> **Data shown**:
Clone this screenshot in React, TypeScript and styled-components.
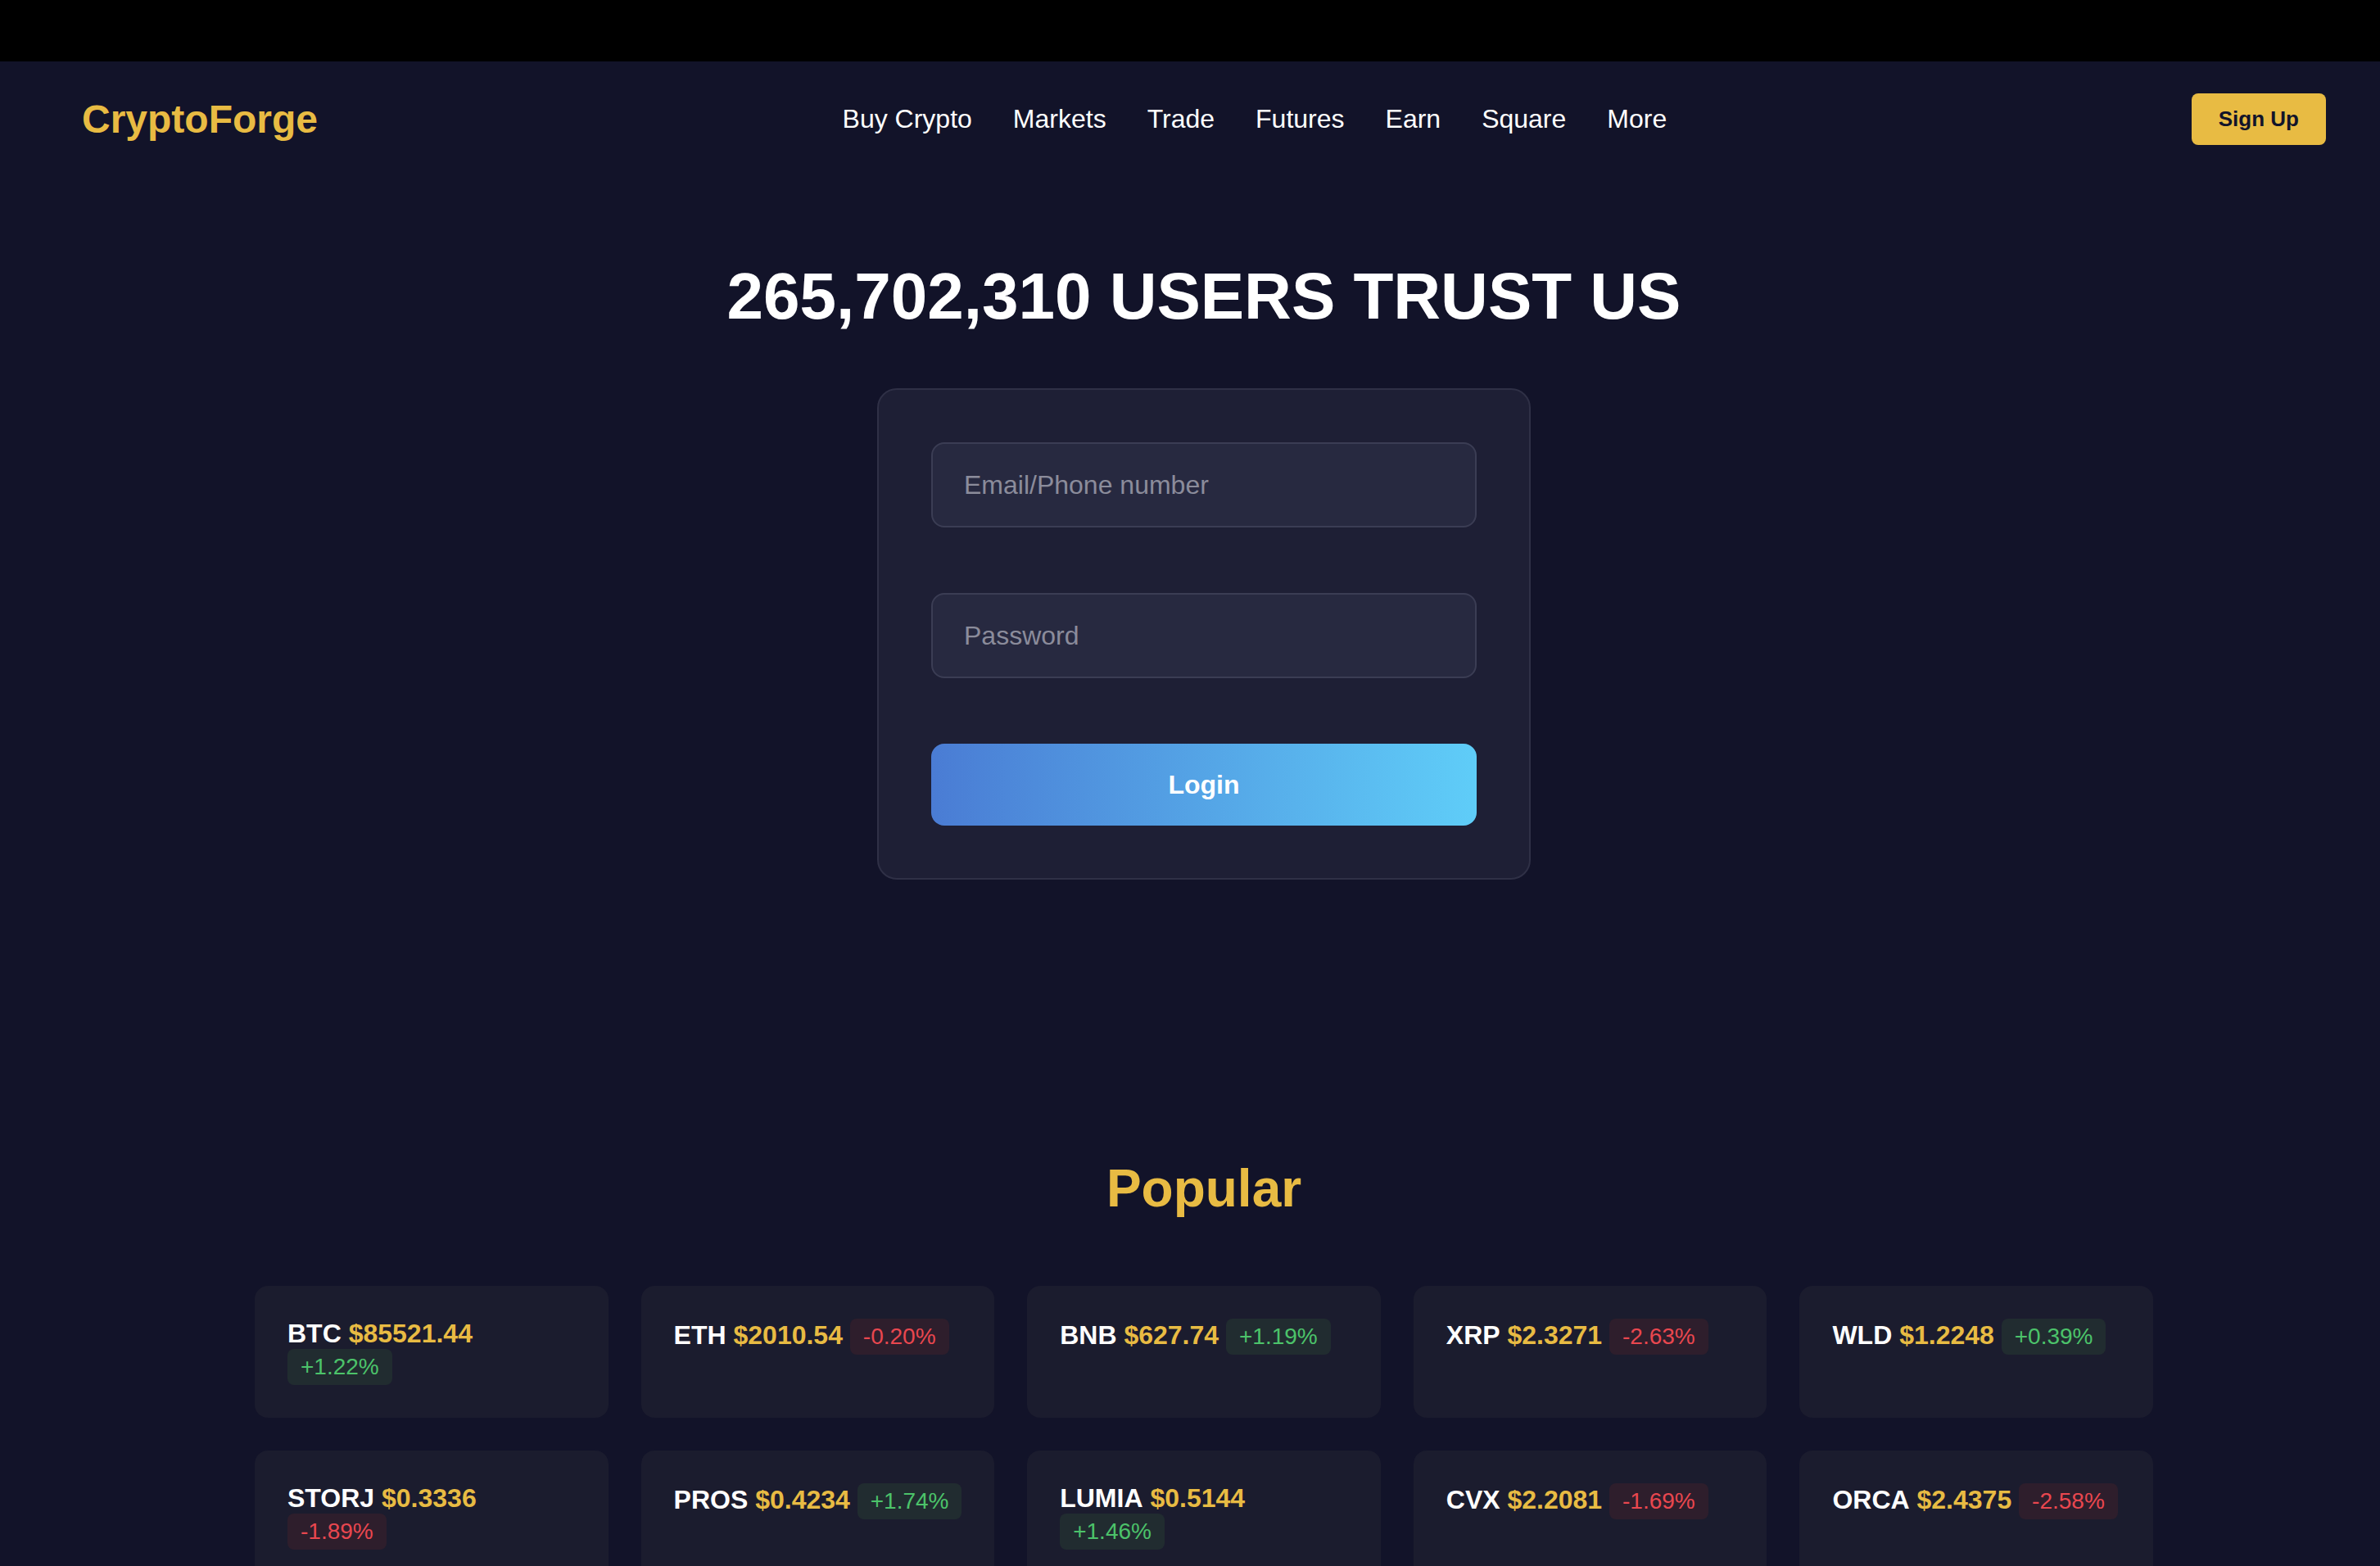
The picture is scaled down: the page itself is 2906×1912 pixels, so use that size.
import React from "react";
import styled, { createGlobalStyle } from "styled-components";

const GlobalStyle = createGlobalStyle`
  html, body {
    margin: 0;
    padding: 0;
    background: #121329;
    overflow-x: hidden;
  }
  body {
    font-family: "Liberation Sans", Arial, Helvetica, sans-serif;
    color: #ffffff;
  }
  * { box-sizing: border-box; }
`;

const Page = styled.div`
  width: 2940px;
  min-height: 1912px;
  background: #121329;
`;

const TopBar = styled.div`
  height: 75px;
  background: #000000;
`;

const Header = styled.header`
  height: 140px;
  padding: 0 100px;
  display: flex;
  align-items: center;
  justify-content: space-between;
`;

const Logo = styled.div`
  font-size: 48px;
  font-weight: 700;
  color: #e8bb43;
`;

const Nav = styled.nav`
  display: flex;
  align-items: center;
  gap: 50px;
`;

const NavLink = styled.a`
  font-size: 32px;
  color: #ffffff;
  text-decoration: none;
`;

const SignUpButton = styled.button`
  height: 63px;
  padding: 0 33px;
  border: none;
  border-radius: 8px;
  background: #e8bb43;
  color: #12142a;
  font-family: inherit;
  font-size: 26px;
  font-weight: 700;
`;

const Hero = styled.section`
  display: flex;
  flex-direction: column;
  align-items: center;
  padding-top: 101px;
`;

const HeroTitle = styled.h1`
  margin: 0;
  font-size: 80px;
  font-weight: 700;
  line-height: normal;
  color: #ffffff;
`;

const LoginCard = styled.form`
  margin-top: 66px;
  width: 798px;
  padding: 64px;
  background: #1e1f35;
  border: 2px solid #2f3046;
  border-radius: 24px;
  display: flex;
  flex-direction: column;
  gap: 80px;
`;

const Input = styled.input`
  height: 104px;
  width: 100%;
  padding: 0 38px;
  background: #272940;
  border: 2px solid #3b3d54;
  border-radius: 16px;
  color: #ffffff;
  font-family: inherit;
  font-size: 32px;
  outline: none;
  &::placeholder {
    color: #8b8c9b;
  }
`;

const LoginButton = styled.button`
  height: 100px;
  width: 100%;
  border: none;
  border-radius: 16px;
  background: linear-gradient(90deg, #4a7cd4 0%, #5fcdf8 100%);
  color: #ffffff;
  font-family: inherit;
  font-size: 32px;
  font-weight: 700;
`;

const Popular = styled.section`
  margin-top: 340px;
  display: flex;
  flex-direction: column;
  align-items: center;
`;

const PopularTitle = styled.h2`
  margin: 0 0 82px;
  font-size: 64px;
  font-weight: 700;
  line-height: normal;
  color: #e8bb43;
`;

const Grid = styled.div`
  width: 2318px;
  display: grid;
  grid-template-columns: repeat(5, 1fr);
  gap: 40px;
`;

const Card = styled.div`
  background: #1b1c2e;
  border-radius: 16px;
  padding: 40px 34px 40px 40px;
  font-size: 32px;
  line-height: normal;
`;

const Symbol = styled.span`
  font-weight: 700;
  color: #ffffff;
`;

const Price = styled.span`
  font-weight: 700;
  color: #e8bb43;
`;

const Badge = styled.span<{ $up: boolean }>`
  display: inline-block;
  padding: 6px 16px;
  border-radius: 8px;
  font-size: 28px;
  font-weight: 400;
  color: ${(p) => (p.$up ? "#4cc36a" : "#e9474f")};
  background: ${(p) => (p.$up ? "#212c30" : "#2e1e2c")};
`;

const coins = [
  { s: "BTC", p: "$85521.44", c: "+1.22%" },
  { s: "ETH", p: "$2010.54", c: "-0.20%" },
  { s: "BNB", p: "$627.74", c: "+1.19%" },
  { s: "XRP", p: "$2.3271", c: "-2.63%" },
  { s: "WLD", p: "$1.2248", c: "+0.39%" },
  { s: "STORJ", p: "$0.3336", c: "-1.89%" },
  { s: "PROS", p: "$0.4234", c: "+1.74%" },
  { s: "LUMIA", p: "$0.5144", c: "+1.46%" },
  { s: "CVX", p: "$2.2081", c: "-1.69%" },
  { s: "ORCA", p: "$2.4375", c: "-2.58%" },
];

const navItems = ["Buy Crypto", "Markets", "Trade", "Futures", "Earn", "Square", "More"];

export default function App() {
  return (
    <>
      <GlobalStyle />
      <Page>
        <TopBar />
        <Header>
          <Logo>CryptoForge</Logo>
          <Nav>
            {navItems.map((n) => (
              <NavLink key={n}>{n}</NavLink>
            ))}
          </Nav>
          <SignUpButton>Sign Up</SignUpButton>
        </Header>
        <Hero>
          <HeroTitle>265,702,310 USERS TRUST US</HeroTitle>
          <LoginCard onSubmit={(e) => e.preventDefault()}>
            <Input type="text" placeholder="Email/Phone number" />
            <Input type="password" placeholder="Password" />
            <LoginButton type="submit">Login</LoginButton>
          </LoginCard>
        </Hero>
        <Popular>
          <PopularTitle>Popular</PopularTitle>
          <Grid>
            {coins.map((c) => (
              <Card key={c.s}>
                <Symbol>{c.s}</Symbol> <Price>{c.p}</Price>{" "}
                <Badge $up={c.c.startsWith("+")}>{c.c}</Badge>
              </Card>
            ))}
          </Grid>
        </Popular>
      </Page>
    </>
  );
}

> **Task instructions**:
Print each line of the material above exactly, with the pictures removed from your copy.

> **Solution to this problem**:
Clone this screenshot in React, TypeScript and styled-components.
The picture is scaled down: the page itself is 2906×1912 pixels, so use that size.
import React from "react";
import styled, { createGlobalStyle } from "styled-components";

const GlobalStyle = createGlobalStyle`
  html, body {
    margin: 0;
    padding: 0;
    background: #121329;
    overflow-x: hidden;
  }
  body {
    font-family: "Liberation Sans", Arial, Helvetica, sans-serif;
    color: #ffffff;
  }
  * { box-sizing: border-box; }
`;

const Page = styled.div`
  width: 2940px;
  min-height: 1912px;
  background: #121329;
`;

const TopBar = styled.div`
  height: 75px;
  background: #000000;
`;

const Header = styled.header`
  height: 140px;
  padding: 0 100px;
  display: flex;
  align-items: center;
  justify-content: space-between;
`;

const Logo = styled.div`
  font-size: 48px;
  font-weight: 700;
  color: #e8bb43;
`;

const Nav = styled.nav`
  display: flex;
  align-items: center;
  gap: 50px;
`;

const NavLink = styled.a`
  font-size: 32px;
  color: #ffffff;
  text-decoration: none;
`;

const SignUpButton = styled.button`
  height: 63px;
  padding: 0 33px;
  border: none;
  border-radius: 8px;
  background: #e8bb43;
  color: #12142a;
  font-family: inherit;
  font-size: 26px;
  font-weight: 700;
`;

const Hero = styled.section`
  display: flex;
  flex-direction: column;
  align-items: center;
  padding-top: 101px;
`;

const HeroTitle = styled.h1`
  margin: 0;
  font-size: 80px;
  font-weight: 700;
  line-height: normal;
  color: #ffffff;
`;

const LoginCard = styled.form`
  margin-top: 66px;
  width: 798px;
  padding: 64px;
  background: #1e1f35;
  border: 2px solid #2f3046;
  border-radius: 24px;
  display: flex;
  flex-direction: column;
  gap: 80px;
`;

const Input = styled.input`
  height: 104px;
  width: 100%;
  padding: 0 38px;
  background: #272940;
  border: 2px solid #3b3d54;
  border-radius: 16px;
  color: #ffffff;
  font-family: inherit;
  font-size: 32px;
  outline: none;
  &::placeholder {
    color: #8b8c9b;
  }
`;

const LoginButton = styled.button`
  height: 100px;
  width: 100%;
  border: none;
  border-radius: 16px;
  background: linear-gradient(90deg, #4a7cd4 0%, #5fcdf8 100%);
  color: #ffffff;
  font-family: inherit;
  font-size: 32px;
  font-weight: 700;
`;

const Popular = styled.section`
  margin-top: 340px;
  display: flex;
  flex-direction: column;
  align-items: center;
`;

const PopularTitle = styled.h2`
  margin: 0 0 82px;
  font-size: 64px;
  font-weight: 700;
  line-height: normal;
  color: #e8bb43;
`;

const Grid = styled.div`
  width: 2318px;
  display: grid;
  grid-template-columns: repeat(5, 1fr);
  gap: 40px;
`;

const Card = styled.div`
  background: #1b1c2e;
  border-radius: 16px;
  padding: 40px 34px 40px 40px;
  font-size: 32px;
  line-height: normal;
`;

const Symbol = styled.span`
  font-weight: 700;
  color: #ffffff;
`;

const Price = styled.span`
  font-weight: 700;
  color: #e8bb43;
`;

const Badge = styled.span<{ $up: boolean }>`
  display: inline-block;
  padding: 6px 16px;
  border-radius: 8px;
  font-size: 28px;
  font-weight: 400;
  color: ${(p) => (p.$up ? "#4cc36a" : "#e9474f")};
  background: ${(p) => (p.$up ? "#212c30" : "#2e1e2c")};
`;

const coins = [
  { s: "BTC", p: "$85521.44", c: "+1.22%" },
  { s: "ETH", p: "$2010.54", c: "-0.20%" },
  { s: "BNB", p: "$627.74", c: "+1.19%" },
  { s: "XRP", p: "$2.3271", c: "-2.63%" },
  { s: "WLD", p: "$1.2248", c: "+0.39%" },
  { s: "STORJ", p: "$0.3336", c: "-1.89%" },
  { s: "PROS", p: "$0.4234", c: "+1.74%" },
  { s: "LUMIA", p: "$0.5144", c: "+1.46%" },
  { s: "CVX", p: "$2.2081", c: "-1.69%" },
  { s: "ORCA", p: "$2.4375", c: "-2.58%" },
];

const navItems = ["Buy Crypto", "Markets", "Trade", "Futures", "Earn", "Square", "More"];

export default function App() {
  return (
    <>
      <GlobalStyle />
      <Page>
        <TopBar />
        <Header>
          <Logo>CryptoForge</Logo>
          <Nav>
            {navItems.map((n) => (
              <NavLink key={n}>{n}</NavLink>
            ))}
          </Nav>
          <SignUpButton>Sign Up</SignUpButton>
        </Header>
        <Hero>
          <HeroTitle>265,702,310 USERS TRUST US</HeroTitle>
          <LoginCard onSubmit={(e) => e.preventDefault()}>
            <Input type="text" placeholder="Email/Phone number" />
            <Input type="password" placeholder="Password" />
            <LoginButton type="submit">Login</LoginButton>
          </LoginCard>
        </Hero>
        <Popular>
          <PopularTitle>Popular</PopularTitle>
          <Grid>
            {coins.map((c) => (
              <Card key={c.s}>
                <Symbol>{c.s}</Symbol> <Price>{c.p}</Price>{" "}
                <Badge $up={c.c.startsWith("+")}>{c.c}</Badge>
              </Card>
            ))}
          </Grid>
        </Popular>
      </Page>
    </>
  );
}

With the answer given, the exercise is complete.